The Willard brothers by this time were very wealthy and began to remove themselves from the everyday operations of the hotel, contracting out its management while still trying to ensure that their standards of quality didn’t deteriorate. There were actually four Willard brothers in the hotel business at one time or another in Washington. In addition to older brother Edwin, younger brother Caleb (1834-1905) was briefly involved in running the Willard Hotel in the 1850s. He also fought in the Civil War before acquiring the Ebbitt House hotel a block east of the Willard in 1864. All three surviving brothers built impressive homes on 14th Street in the blocks north of these two hotels after the Civil War.

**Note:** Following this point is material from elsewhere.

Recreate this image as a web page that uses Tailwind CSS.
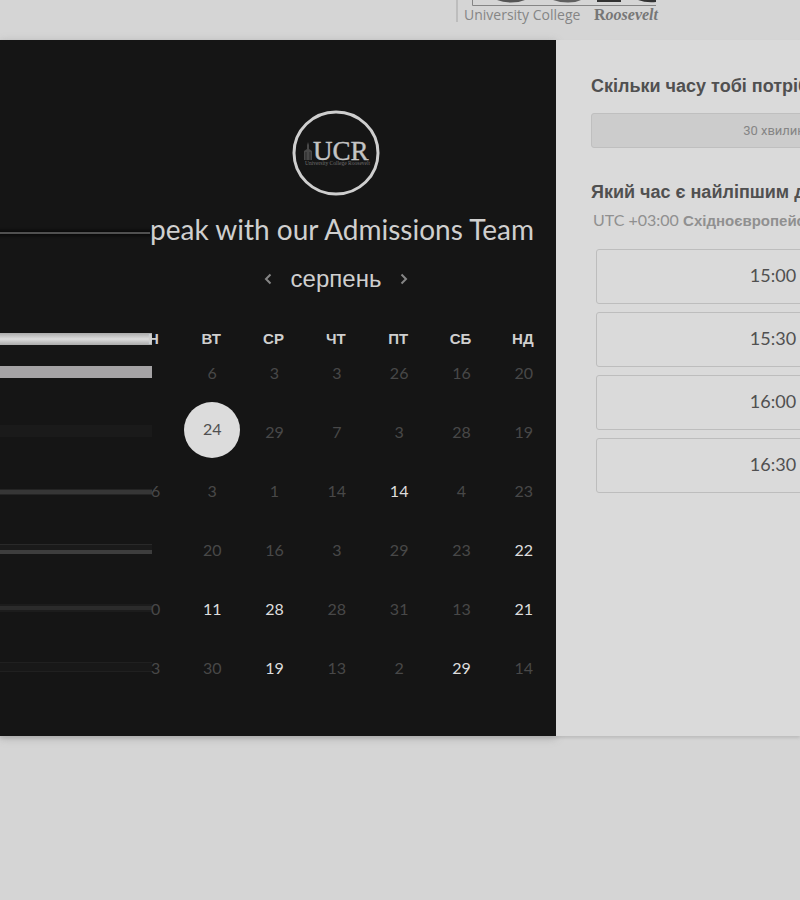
<!DOCTYPE html>
<html lang="uk">
<head>
<meta charset="utf-8">
<meta name="viewport" content="width=device-width, initial-scale=1">
<title>University College Roosevelt</title>
<script src="https://cdn.jsdelivr.net/npm/@tailwindcss/browser@4"></script>
</head>
<body class="min-h-screen overflow-x-hidden bg-[#d5d5d5] font-['Liberation_Sans',sans-serif]">
<header class="flex h-10 justify-end overflow-hidden pr-[142px]">
  <div class="h-[22px] border-l-2 border-[#bdbdbd] pl-1.5">
    <svg class="ml-2 block" width="186" height="7" viewBox="0 0 186 7" aria-hidden="true">
      <path d="M.5 0V5.500H184" fill="none" stroke="#858585"/>
      <path d="M25 0Q31 2.500 39 2.500T53 0Z" fill="#555"/>
      <path d="M81 0Q88 2.500 96 2.500T109 0Z" fill="#606060"/>
      <path d="M125 0H149V2H125ZM166 0H184V2Q174 3 166 0Z" fill="#333"/>
    </svg>
    <p class="flex items-baseline justify-between gap-1.5 whitespace-nowrap leading-4 text-[#858585]">
      <span class="font-['Open_Sans',sans-serif] text-sm leading-4">University College</span>
      <span class="font-['Liberation_Serif',serif] text-base font-bold leading-4 text-[#777]">R<i>oosevelt</i></span>
    </p>
  </div>
</header>
<main class="flex bg-[#dadada] shadow-[0_2px_3px_#bcbcbc]">
  <section class="w-[556px] shrink-0 bg-[#151515] pb-[39px] pt-[70px] text-[#cfcfcf] shadow-[0_2px_8px_#aaaaaa]" aria-label="Calendar">
    <div class="ml-[292px]">
      <svg class="block" width="88" height="86" viewBox="0 0 88 86" role="img" aria-label="UCR">
        <ellipse cx="44" cy="43" rx="42" ry="41" fill="none" stroke="#cecece" stroke-width="3"/>
        <path d="M12 50V41L15 39V35L16 32L17 35V39L20 41V50Z" fill="#484848"/>
        <path d="M14 42V50M18 42V50" stroke="#292929"/>
        <text x="21" y="50" fill="#c4c4c4" stroke="#c4c4c4" stroke-width=".4" font-family="Liberation Serif, serif" font-size="27">UCR</text>
        <text x="13" y="55" fill="#707070" font-family="Liberation Serif, serif" font-size="5.500">University College Roosevelt</text>
      </svg>
    </div>
    <div class="mt-[15px] flex h-9 items-center pr-[22px]">
      <div class="mt-2 h-0.5 flex-1 bg-[#505050] shadow-[0_0_3px_2px_#0b0b0b]"></div>
      <h1 class="whitespace-nowrap font-[Lato,sans-serif] text-[28px] leading-9">peak with our Admissions Team</h1>
    </div>
    <div class="ml-[262px] mt-4 flex h-8 w-[148px] items-center justify-between">
      <button type="button" aria-label="Попередній місяць" class="flex h-6 w-3 items-center justify-center text-[#858585]"><svg width="8" height="12" viewBox="0 0 8 12" fill="none" stroke="currentColor" stroke-width="2"><path d="M6.500 1.500L2 6L6.500 10.500"/></svg></button>
      <h2 class="text-2xl">серпень</h2>
      <button type="button" aria-label="Наступний місяць" class="flex h-6 w-3 items-center justify-center text-[#858585]"><svg width="8" height="12" viewBox="0 0 8 12" fill="none" stroke="currentColor" stroke-width="2"><path d="M1.500 1.500L6 6L1.500 10.500"/></svg></button>
    </div>
    <table class="mt-10 w-[554px] table-fixed border-collapse">
      <colgroup><col class="w-[152px]"><col class="w-7"><col><col><col><col><col><col></colgroup>
      <thead class="text-[15px] leading-2">
        <tr class="h-2 *:p-0">
          <td><div class="-my-0.5 h-3 bg-linear-to-b from-[#aaaaaa] via-[#dcdcdc] to-[#aaaaaa]"></div></td>
          <th class="text-left"><span class="-ml-1">Н</span></th><th>ВТ</th><th>СР</th><th>ЧТ</th><th>ПТ</th><th>СБ</th><th>НД</th>
        </tr>
      </thead>
      <tbody class="text-center font-[Lato,sans-serif] text-base leading-5 text-[#484848] [&_td]:h-[59px] [&_td]:p-0 [&_td+td+td]:pl-0.5 [&_button]:h-14 [&_button]:w-full">
        <tr><td><div class="-mt-0.5 h-3 bg-[#a5a3a5]"></div></td><td></td><td><button>6</button></td><td><button>3</button></td><td><button>3</button></td><td><button>26</button></td><td><button>16</button></td><td><button>20</button></td></tr>
        <tr><td><div class="-mt-0.5 h-3 bg-[#1a1a1a]"></div></td><td></td><td class="align-top"><button aria-pressed="true" class="block"><span class="mx-auto flex size-14 items-center justify-center rounded-full bg-[#dcdcdc] pb-0.5 text-[#505050]">24</span></button></td><td><button>29</button></td><td><button>7</button></td><td><button>3</button></td><td><button>28</button></td><td><button>19</button></td></tr>
        <tr><td><div class="mt-0.5 h-1.5 border-y border-[#242424] bg-[#363636]"></div></td><td><button class="-ml-0.5 text-left">6</button></td><td><button>3</button></td><td><button>1</button></td><td><button>14</button></td><td><button class="text-[#dddddd]">14</button></td><td><button>4</button></td><td><button>23</button></td></tr>
        <tr><td><div class="-mt-0.5 h-2.5 border-b-4 border-t border-b-[#3d3d3d] border-t-[#292929] bg-[#1a1a1a]"></div></td><td></td><td><button>20</button></td><td><button>16</button></td><td><button>3</button></td><td><button>29</button></td><td><button>23</button></td><td><button class="text-[#dddddd]">22</button></td></tr>
        <tr><td><div class="-mt-0.5 h-2 border-y-2 border-[#1c1c1c] bg-[#2b2b2b]"></div></td><td><button class="-ml-0.5 text-left">0</button></td><td><button class="text-[#dddddd]">11</button></td><td><button class="text-[#dddddd]">28</button></td><td><button>28</button></td><td><button>31</button></td><td><button>13</button></td><td><button class="text-[#dddddd]">21</button></td></tr>
        <tr><td><div class="-mt-0.5 h-2.5 border-y border-[#202020] bg-[#181818]"></div></td><td><button class="-ml-0.5 text-left">3</button></td><td><button>30</button></td><td><button class="text-[#dddddd]">19</button></td><td><button>13</button></td><td><button>2</button></td><td><button class="text-[#dddddd]">29</button></td><td><button>14</button></td></tr>
      </tbody>
    </table>
  </section>
  <section class="relative min-w-0 flex-1 overflow-hidden bg-[#dadada] pl-[35px] pt-[34px]">
    <div class="w-[366px] whitespace-nowrap text-[#505050]">
      <h2 class="text-lg font-bold leading-6">Скільки часу тобі потрібно?</h2>
      <button type="button" class="mt-[15px] block h-[35px] w-full rounded-[3px] border border-[#bfbfbf] bg-[#cccccc] font-[Roboto,sans-serif] text-[13px] text-[#858585]">30 хвилин</button>
      <h2 class="mt-8 text-lg font-bold leading-6">Який час є найліпшим для тебе?</h2>
      <p class="mt-1 pl-0.5 text-[15px] leading-6 text-[#909090]"><span class="font-[Lato,sans-serif] text-base leading-6">UTC +03:00</span> <b>Східноєвропейський час</b></p>
      <div class="ml-[5px] mt-4 flex flex-col gap-2 pr-[7px] font-[Lato,sans-serif] text-lg *:pb-1">
        <button type="button" class="h-[55px] rounded-[3px] border border-[#bdbdbd]">15:00</button>
        <button type="button" class="h-[55px] rounded-[3px] border border-[#bdbdbd]">15:30</button>
        <button type="button" class="h-[55px] rounded-[3px] border border-[#bdbdbd]">16:00</button>
        <button type="button" class="h-[55px] rounded-[3px] border border-[#bdbdbd]">16:30</button>
      </div>
    </div>
  </section>
</main>
</body>
</html>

Prosperous as they were, the brothers famously fell to disputing who owned exactly what. A complex network of real estate transactions involved each to varying degrees resulting in protracted quarrels and lawsuits. At one point the Willard Hotel itself was officially put up for auction so that Joseph could purchase it and claim full title to it. Henry Willard, still an entrepreneur at heart, then built the Occidental Hotel next door to the Willard on land that he owned. The Occidental became well known, especially for its elegant restaurant. Meanwhile, younger brother Caleb tried to expand his holdings on 14th Street next to his Ebbitt House hotel. Joseph owned a small lot just to the east of the Ebbitt. The story goes that Caleb offered to cover the lot with silver dollars as payment. Joe agreed, as long as the silver dollars were standing on edge. The deal never went through.

Joe, in fact, had for a long time been turning into a classic wealthy, reclusive eccentric. Ever since the death of Antonia in 1871, he was inconsolable, and he removed himself from everyday business affairs even as he grew fabulously wealthy. The rambling labyrinth of his hotel, once the height of fashion and prestige, grew outdated by the 1880s. Newer hotels, such as the posh Arlington and the magnificent Raleigh, began to easily outclass the old Willard. Nevertheless Joe was unwilling to make any changes. It was only with his death in 1897 that his heirs were finally free to undertake the radical move of tearing down the ramshackle old hotel and replacing it with a modern skyscraper.


The Willard today. This building didn’t exist until the 20th century (photo by the author).

The huge Beaux-Arts building we know as the Willard Hotel was the result. We’ll look next time at the prosperous life, near-death, and rebirth of that famous building.

* * * * *

Sources for this article included: Richard Wallace Carr and Marie Pinak Carr, The Willard Hotel: An Illustrated History (2005); Garnett Laidlaw Eskew, Willard’s of Washington (1954); Ernest B. Furgurson, Freedom Rising (2004); Dean R. Montgomery, “The Willard Hotels of Washington, D. C., 1847-1968” in Records of the Columbia Historical Society, Vol. 66/68 (1968); National Capital Planning Commission, Downtown Urban Renewal Area Landmarks (1970); John Clagett Proctor, Proctor’s Washington and Environs (1949); Henry Kellogg Willard, “Henry Augustus Willard: His Life and Times” in Records of the Columbia Historical Society, Vol. 20 (1917); and numerous newspaper and magazine articles.